DIARY 27 Jul 1967 On the brink

1966 Derek Perry retouch

The way I looked when I was a schoolboy. Note the school tie, tied with the narrow end showing, with a Windsor knot, wide end tucked in the shirt. For some reason, I am not wearing my fashionable black square-rimmed glasses. My hair was fair and curly, a bit of a disappointment because I could not style it as a ‘Beatle-cut’.

On the brink

Today is my girlfriend’s birthday. She has just turned 17 and goes to school in Bournville. I am 18 and have just finished school in Kings Heath.[1] I am waiting for my ‘A’ level results to see if I will be going to university in London in October.

I met my girlfriend the previous year at a youth club. I had walked other girls home from the same club but, as relationships go, they often didn’t last longer than that walk home. Some only allowed me to take them home for safety’s sake, including one girl who I considered to be very pretty with the latest bobbed hair style. The next night, my best friend walked her home; she must have like him a lot more than me because they are still married to each other.

This girlfriend was different to the other girls I had met. She was intelligent and knowledgeable. She read a lot and went to see arty films and knew about obscure musicians. She taught me how to pronounce ‘Dvořák’. I was also considered to be highly intelligent; that is a fact and not a boast.[2] But I was very ignorant of culture, politics, geography, history, literature. You don’t get these things at a boy’s school; we had sport and science.

My girlfriend opened the door to culture. We went to see foreign films, visited art galleries, listened to folk and jazz records, and went dancing. I can’t remember what we might have done to celebrate her birthday but it could well have been a Swedish film, perhaps by Ingmar Bergman. I recall seeing Smiles of a Summer Night with her.  In Birmingham, in those days, the only place to see foreign films was the Cinephone cinema on Bristol Street. This was not an art house movie theatre by any means; its staple fare was soft porn, usually Scandinavian. Bergman was probably shown simply because it was Swedish.

Until then, my life had been unremarkable. Within the petty hierarchies of family, school and church I had achieved some recognition; eldest son, head boy at primary school and class leader at Sunday school.  My place was assured and comfortable. Physical horizons were limited and stretched not much further than school and church (later replaced by the youth club). Intellectual horizons were equally narrow and my personal mental map was a landscape lacking in imagination.

I did not really know why I wanted to go to university, especially one in London. I was clever and going to university seemed to be what clever people did. I could see Birmingham University’s tower from Raddlebarn Road, so I could at least imagine what university looked like if only at a distance. I thought it was just a bigger school with lots of people who studied a lot. My mental image of a student was someone with glasses wearing a tweed jacket, tie and a college scarf round his neck. I had chosen a subject (pharmacy) that was only available in a few places, including Nottingham and London. My future was decided when I was offered a place at Chelsea College of Science and Science and Technology, newly recognised as a college of the University of London.

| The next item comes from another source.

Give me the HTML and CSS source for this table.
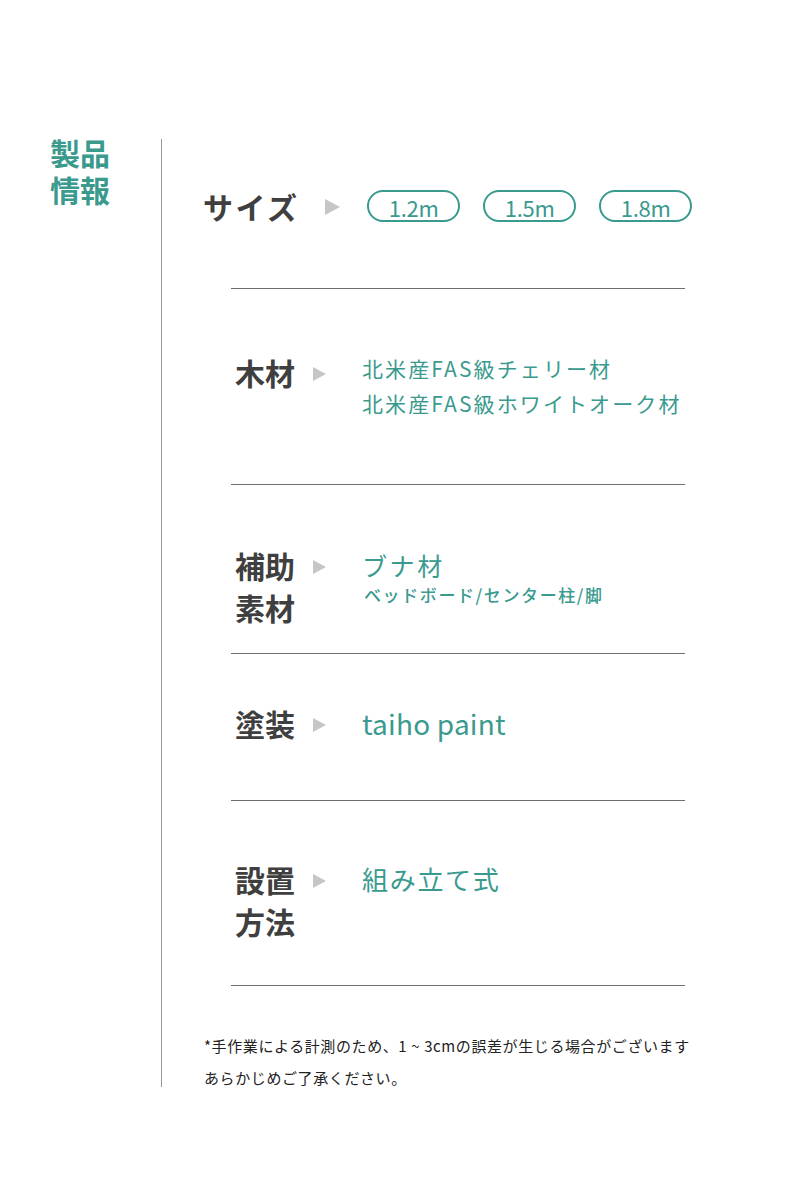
FILE: index.html
```html
<!DOCTYPE html>
<html lang="ja">
<head>
<meta charset="utf-8">
<title>製品情報</title>
<link rel="stylesheet" href="styles.css">
</head>
<body>
<div class="page">
  <aside class="side">
    <h1 class="heading"><span class="heading-line">製品</span><span class="heading-line">情報</span></h1>
  </aside>
  <div class="divider"></div>
  <main class="content">
    <div class="size-row">
      <div class="label label-size">サイズ</div>
      <span class="tri tri-lg"></span>
      <div class="pills">
        <span class="pill">1.2m</span>
        <span class="pill">1.5m</span>
        <span class="pill">1.8m</span>
      </div>
    </div>
    <div class="rule-first"></div>

    <section class="spec spec-wood">
      <div class="label">木材</div>
      <span class="tri"></span>
      <div class="value value-wood">北米産FAS級チェリー材<br>北米産FAS級ホワイトオーク材</div>
    </section>

    <section class="spec spec-sub">
      <div class="label">補助<br>素材</div>
      <span class="tri"></span>
      <div class="value">
        <div class="value-main">ブナ材</div>
        <div class="value-note">ベッドボード/センター柱/脚</div>
      </div>
    </section>

    <section class="spec spec-paint">
      <div class="label">塗装</div>
      <span class="tri"></span>
      <div class="value value-paint">taiho paint</div>
    </section>

    <section class="spec spec-setup">
      <div class="label">設置<br>方法</div>
      <span class="tri"></span>
      <div class="value value-setup">組み立て式</div>
    </section>

    <p class="note">*手作業による計測のため、1 ~ 3cmの誤差が生じる場合がございます<br>あらかじめご了承ください。</p>
  </main>
</div>
</body>
</html>
```

FILE: styles.css
```css
html, body {
  margin: 0;
  padding: 0;
  background: #ffffff;
}

body {
  font-family: "Noto Sans CJK JP", "Noto Sans", sans-serif;
  color: #3d3d3d;
}

.page {
  display: flex;
  align-items: flex-start;
  padding-top: 134px;
}

.side {
  width: 161px;
  flex: none;
  padding-left: 50px;
  box-sizing: border-box;
}

.heading {
  margin: 0;
  font-size: 30px;
  font-weight: 700;
  color: #3a9a8e;
  display: flex;
  flex-direction: column;
  gap: 0;
}

.heading-line {
  display: block;
  line-height: 36.5px;
}

.divider {
  flex: none;
  width: 0;
  height: 948px;
  margin-top: 5px;
  border-left: 1.5px solid #9a9a9a;
}

.content {
  flex: 1;
  padding-top: 56px;
}

.size-row {
  display: flex;
  align-items: center;
  height: 32px;
  padding-left: 41px;
}

.label {
  font-size: 30px;
  font-weight: 700;
  line-height: 42px;
  color: #3f3f3f;
  flex: none;
}

.label-size {
  line-height: 32px;
  letter-spacing: 2.5px;
}

.tri {
  flex: none;
  width: 0;
  height: 0;
  border-left: 13px solid #c6c6c6;
  border-top: 7px solid transparent;
  border-bottom: 7px solid transparent;
}

.tri-lg {
  border-left-width: 15px;
  border-top-width: 8px;
  border-bottom-width: 8px;
  margin-left: 25.5px;
  margin-top: 2px;
}

.pills {
  display: flex;
  gap: 23px;
  margin-left: 27px;
}

.pill {
  box-sizing: border-box;
  width: 93px;
  height: 32px;
  border: 2px solid #3a9a8e;
  border-radius: 16px;
  display: flex;
  align-items: center;
  justify-content: center;
  font-size: 22px;
  letter-spacing: -0.3px;
  color: #3a9a8e;
  line-height: 1;
  padding-top: 1px;
}

.rule-first {
  margin: 66px 0 0 69px;
  width: 454px;
  border-top: 1px solid #6e6e6e;
}

.spec {
  display: flex;
  align-items: flex-start;
  box-sizing: border-box;
  width: 454px;
  margin-left: 69px;
  padding-left: 4px;
  border-bottom: 1px solid #6e6e6e;
}

.spec .tri {
  margin-left: 18px;
  margin-top: 16px;
}

.value {
  margin-left: 36px;
  color: #3a9a8e;
}

.spec-wood {
  height: 196px;
  padding-top: 62px;
}

.value-wood {
  font-size: 21px;
  line-height: 34.5px;
  letter-spacing: 2.1px;
  margin-top: 0;
}

.spec-sub {
  height: 169px;
  padding-top: 59px;
}

.value-main {
  font-size: 25px;
  line-height: 32px;
  letter-spacing: 2.6px;
  margin-top: 5px;
}

.value-note {
  font-size: 17px;
  line-height: 20px;
  font-weight: 500;
  letter-spacing: 1.6px;
  margin-top: 4px;
  margin-left: 2px;
}

.spec-paint {
  height: 147px;
  padding-top: 48px;
}

.value-paint {
  font-size: 28px;
  line-height: 42px;
  letter-spacing: 0.2px;
}

.spec-setup {
  height: 185px;
  padding-top: 57px;
}

.value-setup {
  font-size: 26px;
  line-height: 42px;
  letter-spacing: 1.7px;
}

.note {
  margin: 44px 0 0 42px;
  font-size: 15px;
  line-height: 31.7px;
  color: #222222;
  letter-spacing: 0.6px;
}
```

There I was, somewhat naïve, waiting to go to Chelsea which was in the throes of being ‘swinging’ London. This boy, whose mind was already being stirred by new ideas and experiences, was beginning his personal voyage of discovery. It would prove to be eventful.

[1] King Edward VI Camp Hill School for Boys, Vicarage Road, Kings Heath.

[2] Some years later, in my late thirties, I went for some psychological tests to assess my mental health. They established (I forget the precise mathematical formulation) that if you took a group of 1000 people with a similar background to mine, I would be in the top five according to my ability to solve certain intelligence tests. Their conclusion was that I was probably bored because I was too intelligent. Perhaps like Marvin the Paranoid Android in Hitchhikers Guide to the Galaxy. Marvin is the spaceship’s robot, afflicted with severe depression and boredom, because he has a ‘brain the size of a planet’. I am not sure that I trust a diagnosis of mental illness based on a humorous fictional fantasy.